話をするというとちょっと違うかもしれない。その人がチームの中で独自の動きを始めようとしていることをひょんなきっかけで私だけが知ることとなった。隠すつもりはないだろうけど、でも事前にこっそり動いて内緒で一気に始めてしまおうとしているように思えた。

でも、その動きはどう考えても今のチームには合わないものだった。私の前の職場や、彼の前の職場ではうまくいくいい活動だと思うのだけど、なんせ今の職場は良くも悪くもイレギュラーなことが多く、一般論は通用しないところが多々あるからだ。今回の彼の活動は、多くの人の賛同を得ることは難しいと思った。すると彼の立場が悪くなると思った。だから声をかけた。

話を少し聞いてみれば、経験もあって正しい活動だからやってみたい、でも周りの人は自分の意見には何にでもNOと言うだろうから、そう言われる前に始めてしまいたいと思ったとのこと。それはそれでわからなくはないけど、周りの人に言わずにいきなり始めることで何かあったときのフォローはしてもらえなくなるというリスクもある。
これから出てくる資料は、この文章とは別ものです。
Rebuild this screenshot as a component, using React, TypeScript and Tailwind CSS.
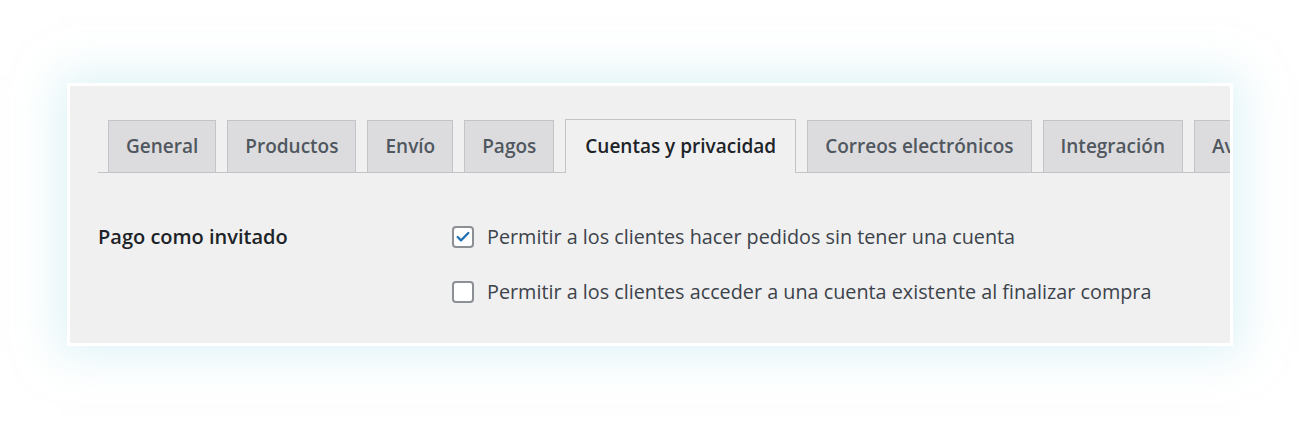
import { Check } from "lucide-react";

const tabs = [
  "General",
  "Productos",
  "Envío",
  "Pagos",
  "Cuentas y privacidad",
  "Correos electrónicos",
  "Integración",
  "Avanzado",
];

const ACTIVE = "Cuentas y privacidad";

export default function App() {
  return (
    <div
      className="w-[1300px] h-[427px] bg-white pt-[83px] pl-[67px] overflow-hidden"
      style={{ fontFamily: '"Open Sans", "Liberation Sans", sans-serif' }}
    >
      <div className="w-[1166px] h-[263px] border-[3px] border-white bg-[#f0f0f1] overflow-hidden shadow-[0_0_40px_8px_rgba(190,232,240,0.5)]">
        {/* tabs */}
        <div className="ml-[28px] mt-[33px] flex items-end gap-[11px] border-b border-[#c3c4c7] pl-[10px] whitespace-nowrap">
          {tabs.map((tab) => {
            const active = tab === ACTIVE;
            return (
              <div
                key={tab}
                className={
                  active
                    ? "h-[54px] -mb-px flex items-center px-[19px] border border-b-0 border-[#c3c4c7] bg-[#f0f0f1] text-[19px] font-semibold text-[#1d2327]"
                    : "h-[53px] -mb-px flex items-center px-[17px] border border-[#c3c4c7] bg-[#dcdcde] text-[19px] font-semibold text-[#50575e]"
                }
              >
                {tab}
              </div>
            );
          })}
        </div>

        {/* settings row */}
        <div className="flex pl-[28px] pt-[52px]">
          <div className="w-[354px] text-[20px] font-semibold text-[#1d2327] leading-[24px]">
            Pago como invitado
          </div>
          <div className="flex flex-col gap-[31px]">
            <label className="flex items-center gap-[13px] text-[19.8px] text-[#3c434a] leading-[24px]">
              <span className="w-[22px] h-[22px] rounded-[4px] border-2 border-[#8c8f94] bg-white flex items-center justify-center">
                <Check className="w-[16px] h-[16px] text-[#2271b1]" strokeWidth={3.5} />
              </span>
              Permitir a los clientes hacer pedidos sin tener una cuenta
            </label>
            <label className="flex items-center gap-[13px] text-[19.8px] text-[#3c434a] leading-[24px]">
              <span className="w-[22px] h-[22px] rounded-[4px] border-2 border-[#8c8f94] bg-white" />
              Permitir a los clientes acceder a una cuenta existente al finalizar compra
            </label>
          </div>
        </div>
      </div>
    </div>
  );
}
せめてチームのリーダーにだけはこういうことをしようと思っていると、報告というか確認くらいはした方がいいと思うと告げた。

数時間後、彼がリーダーに話をしたらやはりそれは止めろと言われたようだった。声をかけてくれたから、と私にその報告をしてくれたのだが、リーダーが彼に言ったことは、私が思っていたことと大体あっていた。やろうとしていること自体のメリットやデメリットの問題ではなくて、今の職場の歴史や流れや人のことをよく考えたら、その活動はこの職場の方針にそぐわないのではないかというアドバイスというか忠告。

でも彼の捉え方が全然違っていた。自分のやることが気に食わないようだ、という風に理解しているみたいだった。話せるだけのことは話したし、少しは誤解も解けたのではないかと思っているのだけど、やっぱりこの溝はとても深いと改めて感じた。

昨日書いた彼は、今日書いた彼との人間関係に悩んでいるのだ。だから余計に、私にできるフォローはしなければいけないという危機感と使命感を勝手に感じてしまい、こういう結果となった。本来なら、この2人の関係が悪くなる前に、こういう動きをすべきだったのかもしれないと思う。だから、明日からもよく人の動きを見て、察して、できるだけいろいろな人と1対1でのコミュニケーションをとって、防げることは防ぎ、和らげられることは和らげ、改善できることは改善していけるように、絡まった糸を少しでもほどけるように、調整役の本領を発揮していこうと考えている。